Si une partie de la baisse des CP peut s’expliquer par une diminution de l’évaluation de l’Agence centrale des organismes de sécurité sociale (Acoss), à hauteur de 34 millions d’euros, il n’en demeure pas moins que tout le secteur du bâtiment se voit privé d’environ 66 millions d’euros qui manqueront aux entreprises et, naturellement, aux familles. Permettez-moi de vous rappeler, madame la ministre, que certaines d’entre elles attendent depuis trois ans et que de nombreuses sociétés de construction ont mis la clé sous la porte, alors même que nous bénéficiions d’un programme logement outre-mer (PLOM).
Madame la ministre, il faut éviter que cette situation ne se reproduise, car, si l’erreur est humaine, perseverare diabolicum. §Aussi permettez-moi de vous poser deux questions. Cette budgétisation à la baisse ne risque-t-elle pas de porter préjudice aux territoires qui ont vu de très nombreuses entreprises du bâtiment faire faillite ? La suppression de l’APL accession, que nous déplorions au mois de décembre 2017, n’explique-t-elle pas en partie cette sous-consommation des crédits ?
Nous connaissons tous le parcours incertain d’une demande de financement pour des logements sociaux. De la prise en considération dans les programmes à l’ordre de service autorisant les travaux, les embuches et les renoncements peuvent être nombreux et les délais inacceptables. Cela s’explique par le fait que chaque dossier est traité en « tuyau d’orgue » sans qu’un comité de pilotage, rassemblant l’État, les maîtres d’ouvrage et les collectivités, valide globalement l’avancée du stock en gestation et reprogramme d’autres opérations pour remplacer celles qui ne peuvent aboutir. La rigidité des règles de procédure n’aide pas. Il faut la simplifier et mettre de l’huile dans les rouages.

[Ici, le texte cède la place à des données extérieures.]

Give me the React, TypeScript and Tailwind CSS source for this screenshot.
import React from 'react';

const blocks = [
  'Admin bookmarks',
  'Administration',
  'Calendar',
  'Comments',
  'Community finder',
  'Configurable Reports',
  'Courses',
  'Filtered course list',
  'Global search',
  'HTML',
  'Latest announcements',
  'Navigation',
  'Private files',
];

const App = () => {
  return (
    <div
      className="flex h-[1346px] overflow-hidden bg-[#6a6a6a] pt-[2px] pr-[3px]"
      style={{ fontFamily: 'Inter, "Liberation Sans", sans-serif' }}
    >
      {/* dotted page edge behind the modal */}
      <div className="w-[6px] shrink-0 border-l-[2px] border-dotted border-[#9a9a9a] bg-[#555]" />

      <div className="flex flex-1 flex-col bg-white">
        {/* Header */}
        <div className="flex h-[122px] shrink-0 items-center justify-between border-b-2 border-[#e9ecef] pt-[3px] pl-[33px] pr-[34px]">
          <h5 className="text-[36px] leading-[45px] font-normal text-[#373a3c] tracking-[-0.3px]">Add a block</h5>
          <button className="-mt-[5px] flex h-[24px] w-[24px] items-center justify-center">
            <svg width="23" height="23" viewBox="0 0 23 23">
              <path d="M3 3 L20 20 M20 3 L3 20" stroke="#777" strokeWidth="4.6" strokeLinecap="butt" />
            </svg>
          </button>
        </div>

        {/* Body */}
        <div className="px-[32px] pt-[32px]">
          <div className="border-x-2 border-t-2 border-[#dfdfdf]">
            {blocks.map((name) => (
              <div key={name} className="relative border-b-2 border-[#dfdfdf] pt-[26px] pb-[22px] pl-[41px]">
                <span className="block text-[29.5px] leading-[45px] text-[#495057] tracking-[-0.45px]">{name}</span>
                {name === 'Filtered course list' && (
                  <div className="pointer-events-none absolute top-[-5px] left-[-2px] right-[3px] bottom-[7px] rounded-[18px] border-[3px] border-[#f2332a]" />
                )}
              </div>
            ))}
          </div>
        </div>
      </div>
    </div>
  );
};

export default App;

Madame la ministre, il y a urgence. Je suis d’accord avec vous pour mettre fin à cette sous-consommation des crédits, dans l’intérêt de nos concitoyens. La création d’un groupe de travail sur ce sujet va dans le bon sens. Les freins doivent être levés dans les meilleurs délais. Notre devoir est de relancer la machine et de redonner confiance aux familles, aux entreprises, aux investisseurs. L’avenir des outre-mer est en jeu.

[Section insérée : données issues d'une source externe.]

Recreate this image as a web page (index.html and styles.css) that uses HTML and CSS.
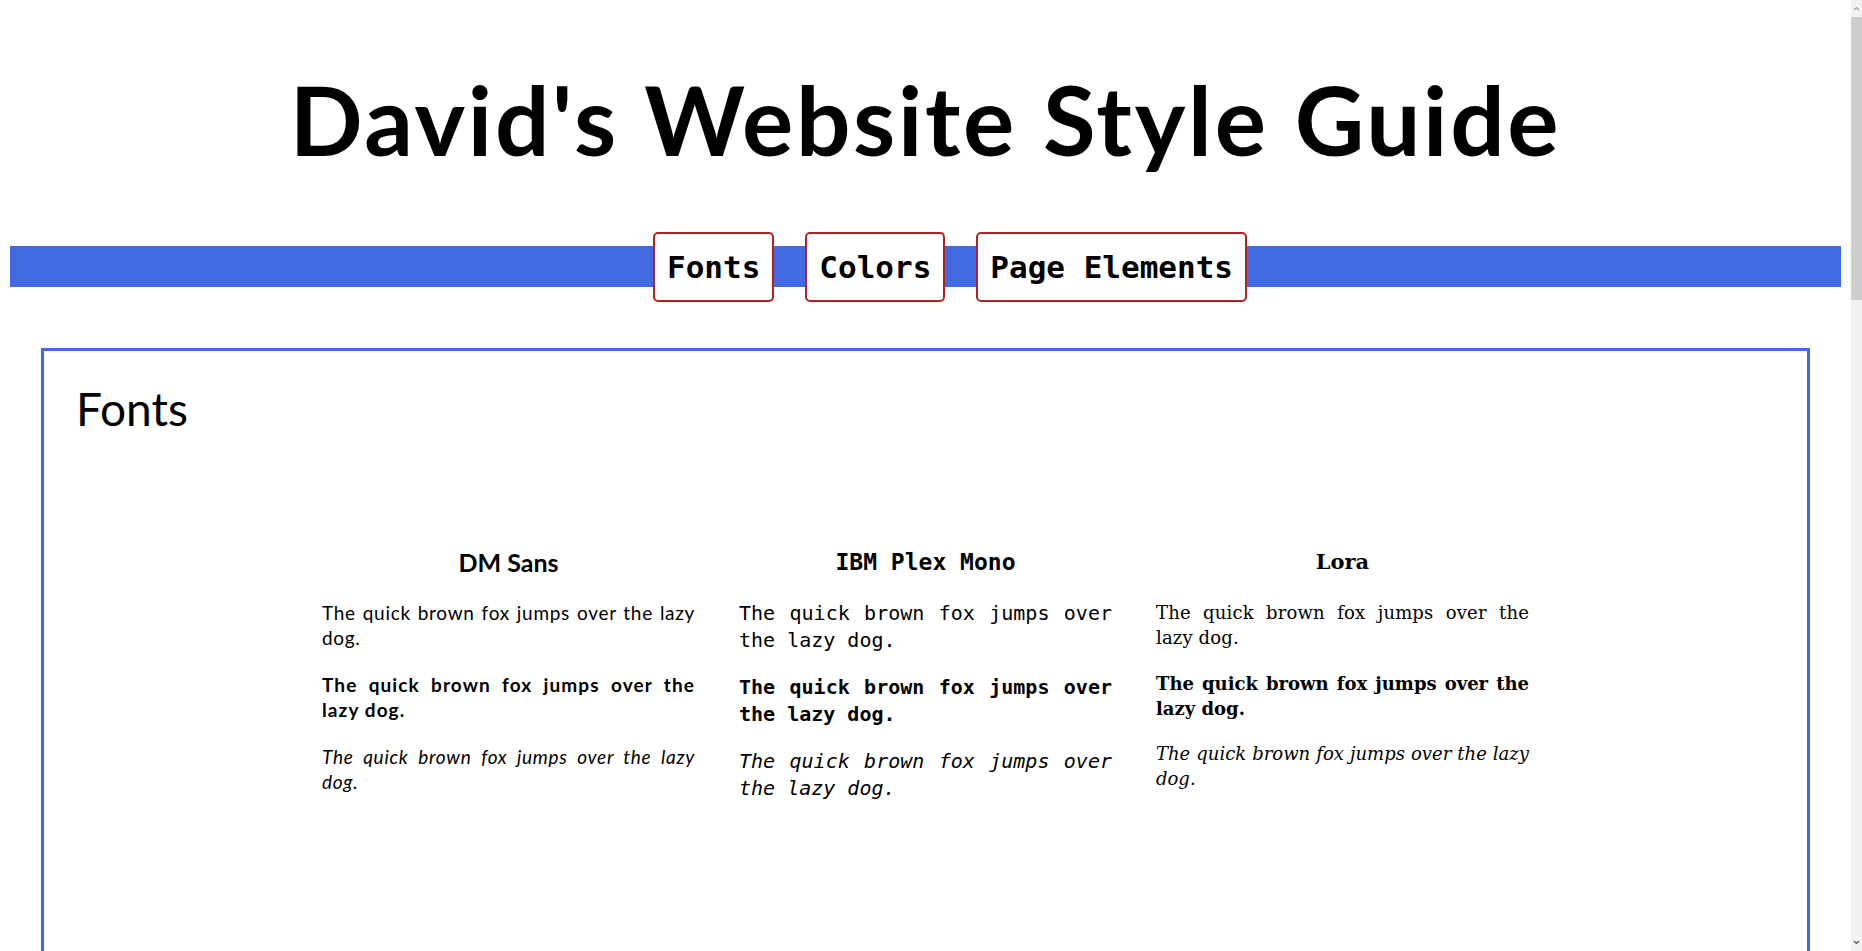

Au cours des débats, je défendrai plusieurs amendements. Reprenant l’une des conclusions de la Conférence logement outre-mer, ils visent, d’une part, à développer l’offre locative sociale et intermédiaire, en portant à 25 % les logements locatifs sociaux livrés sur la base de la moyenne des trois dernières années, d’autre part, à consolider et rendre pérenne la nouvelle aide à l’accession logement en outre-mer en intégrant dans le code de la construction et de l’habitation les dispositions de l’article 72 du projet de loi de finances pour 2020.

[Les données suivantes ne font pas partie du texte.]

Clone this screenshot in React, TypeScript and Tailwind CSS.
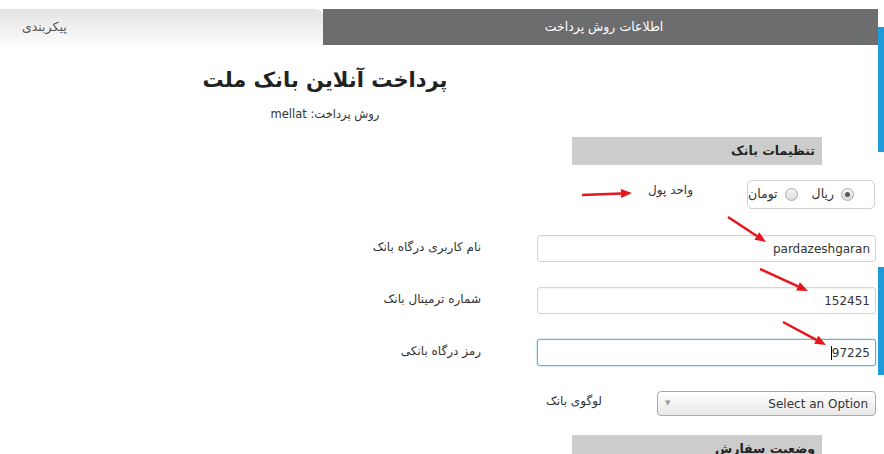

Madame la ministre, dans une interview accordée à un site d’information, vous avez déclaré : « Ces chiffres n’ont de sens que si nous répondons aux problématiques du quotidien des Ultramarins. Mon passé d’ancienne adjointe aux affaires sociales et de vice-présidente d’une caisse centrale d’activités sociales (CCAS) m’incite à vous parler d’une problématique concrète : celle des blocs sanitaires. Nous en avons déjà parlé. La population ultramarine, celle de La Réunion en particulier, vieillit très rapidement. À Saint-Pierre de La Réunion, la CCAS a dû construire au cours des six dernières années près de 500 blocs sanitaires au domicile de personnes âgées ou handicapées pour un coût total de 3 millions d’euros, main d’œuvre comprise. Malgré cela, la demande reste forte, et cela n’est pas propre à la capitale du sud.
Madame la ministre, les CCAS et le département sont à votre disposition pour étudier les possibilités de financement de ces travaux d’adaptation au vieillissement de notre population.